So late to this conversation, but only because I'm one of those "returning from dormancy" licensed ham radio people, and so I needed to spend a little time getting up to speed on digital modes.
So, I see that DMR is a thing...and when I started out, silly me, I thought it was about using digital modes to connect radios, maybe with some more efficiency of frequencies, with additional data capabilities, you know, all that stuff they already have with P25 digital radio systems like we use in emergency services.

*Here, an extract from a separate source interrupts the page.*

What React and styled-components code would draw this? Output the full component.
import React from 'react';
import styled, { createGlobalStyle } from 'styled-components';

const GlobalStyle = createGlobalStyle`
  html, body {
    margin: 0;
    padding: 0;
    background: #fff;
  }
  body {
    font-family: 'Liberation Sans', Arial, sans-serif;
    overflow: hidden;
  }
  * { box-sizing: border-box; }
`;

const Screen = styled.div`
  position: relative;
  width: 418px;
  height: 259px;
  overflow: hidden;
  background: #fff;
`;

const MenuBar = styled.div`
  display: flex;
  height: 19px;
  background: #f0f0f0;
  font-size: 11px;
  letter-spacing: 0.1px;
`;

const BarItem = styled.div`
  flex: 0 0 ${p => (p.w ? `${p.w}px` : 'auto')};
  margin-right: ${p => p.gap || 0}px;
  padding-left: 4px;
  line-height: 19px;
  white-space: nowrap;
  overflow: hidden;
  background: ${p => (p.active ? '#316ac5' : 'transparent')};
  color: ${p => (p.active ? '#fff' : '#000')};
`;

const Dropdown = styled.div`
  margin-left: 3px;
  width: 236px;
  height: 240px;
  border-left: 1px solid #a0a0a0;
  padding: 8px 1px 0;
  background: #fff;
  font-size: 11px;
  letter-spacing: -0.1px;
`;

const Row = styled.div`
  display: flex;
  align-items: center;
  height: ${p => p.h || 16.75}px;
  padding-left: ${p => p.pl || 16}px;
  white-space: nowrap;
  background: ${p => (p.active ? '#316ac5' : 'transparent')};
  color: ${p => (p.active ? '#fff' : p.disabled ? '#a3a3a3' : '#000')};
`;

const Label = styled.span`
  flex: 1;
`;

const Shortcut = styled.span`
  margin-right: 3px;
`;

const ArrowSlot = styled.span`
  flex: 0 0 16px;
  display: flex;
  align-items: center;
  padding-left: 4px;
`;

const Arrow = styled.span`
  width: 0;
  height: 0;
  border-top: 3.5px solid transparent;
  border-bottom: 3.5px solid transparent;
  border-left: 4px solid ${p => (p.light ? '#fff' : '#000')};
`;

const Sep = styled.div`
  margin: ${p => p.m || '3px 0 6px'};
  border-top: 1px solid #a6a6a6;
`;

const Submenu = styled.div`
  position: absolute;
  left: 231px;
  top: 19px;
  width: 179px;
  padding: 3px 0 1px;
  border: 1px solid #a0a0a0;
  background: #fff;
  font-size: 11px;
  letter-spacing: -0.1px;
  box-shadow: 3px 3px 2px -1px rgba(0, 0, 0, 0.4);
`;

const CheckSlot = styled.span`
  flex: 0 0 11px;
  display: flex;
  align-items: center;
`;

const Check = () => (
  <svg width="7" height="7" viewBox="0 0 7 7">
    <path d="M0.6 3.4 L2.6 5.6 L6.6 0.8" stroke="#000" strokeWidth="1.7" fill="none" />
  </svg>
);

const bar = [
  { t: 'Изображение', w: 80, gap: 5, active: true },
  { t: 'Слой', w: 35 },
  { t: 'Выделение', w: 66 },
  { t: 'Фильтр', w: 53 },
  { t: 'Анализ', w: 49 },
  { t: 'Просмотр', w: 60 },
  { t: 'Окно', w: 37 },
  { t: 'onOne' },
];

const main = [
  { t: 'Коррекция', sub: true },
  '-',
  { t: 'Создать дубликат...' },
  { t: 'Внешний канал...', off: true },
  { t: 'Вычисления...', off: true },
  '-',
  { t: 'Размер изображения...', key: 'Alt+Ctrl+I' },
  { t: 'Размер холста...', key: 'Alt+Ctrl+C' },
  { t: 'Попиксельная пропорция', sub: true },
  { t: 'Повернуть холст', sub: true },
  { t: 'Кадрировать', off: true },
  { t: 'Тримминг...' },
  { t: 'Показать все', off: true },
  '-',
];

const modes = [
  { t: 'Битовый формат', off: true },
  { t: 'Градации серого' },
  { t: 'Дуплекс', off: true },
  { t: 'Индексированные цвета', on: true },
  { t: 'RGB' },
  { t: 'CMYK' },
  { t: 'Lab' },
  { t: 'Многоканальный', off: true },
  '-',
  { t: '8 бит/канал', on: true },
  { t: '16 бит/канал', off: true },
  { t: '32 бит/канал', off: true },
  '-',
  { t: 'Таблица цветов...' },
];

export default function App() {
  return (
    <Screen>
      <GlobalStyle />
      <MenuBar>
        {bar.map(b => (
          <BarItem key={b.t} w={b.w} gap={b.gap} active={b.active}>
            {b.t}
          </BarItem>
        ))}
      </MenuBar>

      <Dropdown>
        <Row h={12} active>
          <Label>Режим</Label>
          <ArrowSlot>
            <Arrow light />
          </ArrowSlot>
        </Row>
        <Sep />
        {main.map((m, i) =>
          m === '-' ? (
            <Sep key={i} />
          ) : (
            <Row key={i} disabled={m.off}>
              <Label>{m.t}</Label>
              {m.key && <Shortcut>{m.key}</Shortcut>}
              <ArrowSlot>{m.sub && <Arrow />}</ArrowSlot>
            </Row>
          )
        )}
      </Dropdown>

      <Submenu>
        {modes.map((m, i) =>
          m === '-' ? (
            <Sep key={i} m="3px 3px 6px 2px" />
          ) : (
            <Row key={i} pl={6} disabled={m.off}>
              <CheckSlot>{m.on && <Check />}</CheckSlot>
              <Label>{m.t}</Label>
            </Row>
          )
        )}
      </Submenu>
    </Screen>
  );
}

So I read up on how DMR works and....from what I learned....it's AOL chat rooms, circa 1995, but using a radio 20 feet from your modem as a microphone/speaker and requiring a license to use the radio and using the internet for 95% of effort of carrying the message from A to B. What? Seriously? Internet chatrooms?

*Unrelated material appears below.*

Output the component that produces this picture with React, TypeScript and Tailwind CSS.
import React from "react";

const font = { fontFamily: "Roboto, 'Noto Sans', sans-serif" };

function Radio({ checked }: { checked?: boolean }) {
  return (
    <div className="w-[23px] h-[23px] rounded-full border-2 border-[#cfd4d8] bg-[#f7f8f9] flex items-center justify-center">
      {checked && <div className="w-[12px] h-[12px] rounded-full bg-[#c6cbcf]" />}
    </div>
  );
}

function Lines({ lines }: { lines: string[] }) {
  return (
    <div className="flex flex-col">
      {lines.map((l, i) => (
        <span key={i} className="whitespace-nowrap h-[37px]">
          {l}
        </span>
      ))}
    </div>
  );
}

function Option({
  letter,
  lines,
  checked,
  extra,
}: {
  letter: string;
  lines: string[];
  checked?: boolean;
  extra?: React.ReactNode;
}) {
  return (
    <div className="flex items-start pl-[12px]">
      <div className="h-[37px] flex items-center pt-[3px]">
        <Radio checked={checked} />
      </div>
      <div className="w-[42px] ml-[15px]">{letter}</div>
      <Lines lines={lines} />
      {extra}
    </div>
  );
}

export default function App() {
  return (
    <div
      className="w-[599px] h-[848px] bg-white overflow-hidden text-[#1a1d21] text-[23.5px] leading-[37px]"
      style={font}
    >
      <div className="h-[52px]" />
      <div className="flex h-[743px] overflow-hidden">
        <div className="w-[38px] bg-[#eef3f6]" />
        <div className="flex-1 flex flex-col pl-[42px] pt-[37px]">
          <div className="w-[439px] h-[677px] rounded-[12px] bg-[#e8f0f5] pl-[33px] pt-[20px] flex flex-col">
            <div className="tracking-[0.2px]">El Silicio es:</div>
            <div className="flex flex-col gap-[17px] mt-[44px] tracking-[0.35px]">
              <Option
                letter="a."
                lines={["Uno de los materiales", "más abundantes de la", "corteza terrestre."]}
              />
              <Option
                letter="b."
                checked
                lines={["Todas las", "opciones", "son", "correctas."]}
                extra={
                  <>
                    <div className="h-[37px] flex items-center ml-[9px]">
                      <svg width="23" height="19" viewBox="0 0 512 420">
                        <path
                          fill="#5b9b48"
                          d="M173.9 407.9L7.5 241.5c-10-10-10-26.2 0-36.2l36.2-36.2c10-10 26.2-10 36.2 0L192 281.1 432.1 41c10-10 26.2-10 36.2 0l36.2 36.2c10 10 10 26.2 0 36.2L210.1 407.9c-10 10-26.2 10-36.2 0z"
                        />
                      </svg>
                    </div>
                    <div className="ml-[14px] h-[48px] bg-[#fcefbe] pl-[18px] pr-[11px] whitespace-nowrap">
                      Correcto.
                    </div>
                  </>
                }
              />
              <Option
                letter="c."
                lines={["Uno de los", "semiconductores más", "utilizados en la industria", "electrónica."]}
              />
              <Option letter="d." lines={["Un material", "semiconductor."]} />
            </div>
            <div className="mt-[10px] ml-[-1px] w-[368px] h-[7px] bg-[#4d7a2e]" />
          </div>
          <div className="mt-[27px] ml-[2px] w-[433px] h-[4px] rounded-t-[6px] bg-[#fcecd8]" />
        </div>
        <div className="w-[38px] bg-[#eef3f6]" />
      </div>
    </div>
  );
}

I've always thought that the radio part of Ham Radio was kind of the point of it all.
I figured I must have misunderstood something and that the whole internet chat system was somehow appended to the real RF-connected DMR infrastructure...surely "Brandmeister" wasn't some kind of replacement of what should be a radio-linked network? Was it?
But the more I learned...well, I guess for enough people, they find the whole DMR thing amusing, but I just don't see the point, since talking to strangers on the internet is already possible and vastly simpler than the byzantine approach DMR has taken in the ham "radio" community.
I'm glad I didn't spend too much money on DMR equipment, after a month of goofing around, I gave it away.